Inflation and the future of the G10 FX space

The key driver of financial markets this week was economic data. Benign inflation in the US and the UK sent bonds surging (and yields falling), stocks had a stellar week, the S&P 500 is up more than 3% so far this week. On Tuesday, the dollar had its biggest daily loss of the year so far, and the dollar index is down 1.66% so far this week and is lower by nearly 2% on the month. Interest rate differentials have been key to currency movements so far this year, and with the prospect of the major central banks cutting interest rates, the future direction of FX in the G10 space could get interesting in the coming weeks. The euro has been a big winner from the dollar’s demise, and is higher by 2% this week, the yen is also up by 0.5%, but are these moves sustainable in the long term?  

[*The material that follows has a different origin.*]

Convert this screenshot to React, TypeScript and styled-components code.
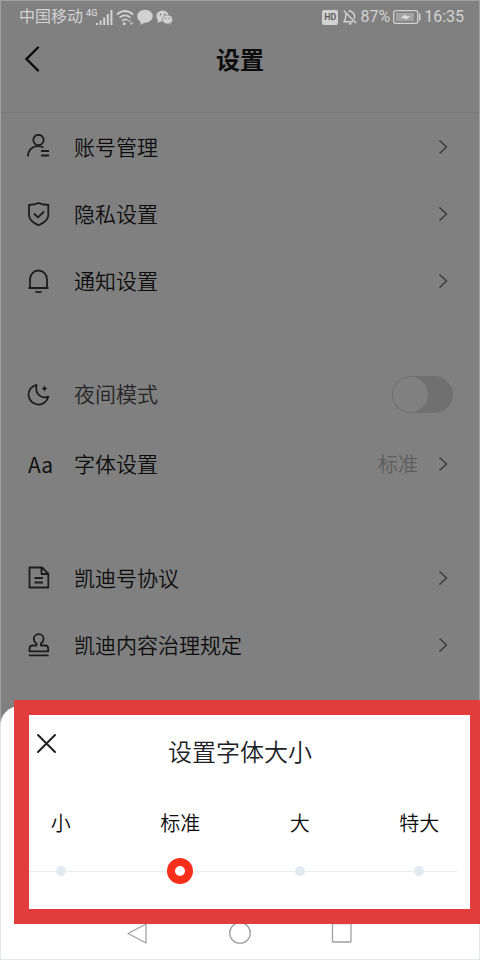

Inflation pulse firmly to the downside

Last week was all about Treasury auctions driving the bond market and having a ripple effect across other asset classes, but this week the focus is on economic data. The two lower than expected inflation reports for the UK and the US along with a higher claimant count rate in the UK and lower US retail sales for October has unleashed animal spirits in financial markets, with stocks receiving a major boost and the dollar on a dive lower. We have mentioned before our concern about the market becoming too reliant on single monthly data points as they can be extremely volatile. However, while we think that a future upside surprise in inflation could knock the current risk rally on its head, there is no denying that the trend for inflation in the West is lower. In the US, super core inflation continues to trend lower, led by housing. The high cost of car loans is also weighing on car purchases and there are signs that rental costs in the US could fall further in the coming months. The Fed looks closely at super core inflation trends, so this data supports lower Treasury yields and a weaker dollar in the medium term. The UK had been a major outlier when it comes to inflation, but with headline prices now at a 2-year low, even the UK is looking like it has returned to the pack with other G7 economies. The UK’s headline inflation rate is now 4.6%, this compares with a 4.5% annual rate in France and a 3.2% rate in the US. The UK and the US also reported lower than expected core inflation for October, with a notable drop-in service price inflation, which is one of the reasons price growth has remained elevated in 2023. In Italy, inflation has fallen below the ECB’s target rate of 2%, and it is now 1.7% on an annualised basis. With momentum on the downside, and no sign yet that an energy crisis will hit western economies this winter, this central bank remaining on hold and investors are looking ahead to interest rate cuts.

Why the euro, GBP and the yen may not benefit from a weakening dollar

In the US, the market has increased its expectation of a rate cut from the Federal Reserve to as early as March, there is now a 35% chance of a rate cut to 5-5.25%, up from a 12% chance a week ago. The interest rate futures market is now expecting the Bank of England to cut rates in June 2024, although analysts at Goldman Sachs expect interest rates to fall from February next year. This is a shift from last month, when higher than expected inflation for September pushed out expectations of Bank of England rate cuts to 2025. Where the market thinks interest rates will go next are a key driver of the FX market. With the US economy likely to weaken this quarter, after an extremely strong rate of growth in Q3, and falling price pressure then we believe the key FX story for 2023 will be a weaker dollar, but where will the challenge to the dollar come from? Upside in the euro and the pound could be limited if the BOE and the ECB start cutting interest rates at the same time as the Fed, and there is a chance they start to cut rates before the Fed due to their economies weakening at a faster pace than the US. The outlook for the yen will be fully dependent on what the Bank of Japan does next. While the BOJ has dangled the prospect of ending yield curve control and raising interest rates at times during 2023, they have yet to pull the trigger and instead stress that they need to follow a cautious path in the future, which is why USD/JPY remains above 150.00 at the time of writing.

Where G10 FX goes next

The outlook for USD/JPY is unclear at this stage. We believe that the BOJ will have to raise interest rates in the first half of next year, and they are likely to do so in a cautious manner and signal their intentions to the market. Once this signal comes, we could see a mass purchase of the yen, sending USD/JPY back down to the 140.00 level, and helping Japanese stocks to surge. If the Fed does cut interest rates in the first half of 2024, then a bullish steepening of the US yield curve, when short term rates fall and longer-term rates rise, can favour commodity currencies like the Scandi currencies, the Aussie dollar, and the Kiwi dollar. These currencies can benefit from a reflation trade triggered by the steepening of the US yield curve. The Aussie and Kiwi dollars could also benefit from a brighter economic outlook for China from next year. As mentioned, the EUR, GBP and yen could all rise if the dollar embarks on a prolonged downtrend, but they may lag the commodity currencies in the medium term and their upside could be limited due to deteriorating interest rate differentials.

As we move to the end of the year, the focus will be on how quickly the major economies can get back to 2% inflation. Bar any outside shocks to the commodity market, the US is projected to see inflation return to the Fed’s target by mid-2024, which is just in time for next November’s US Presidential election!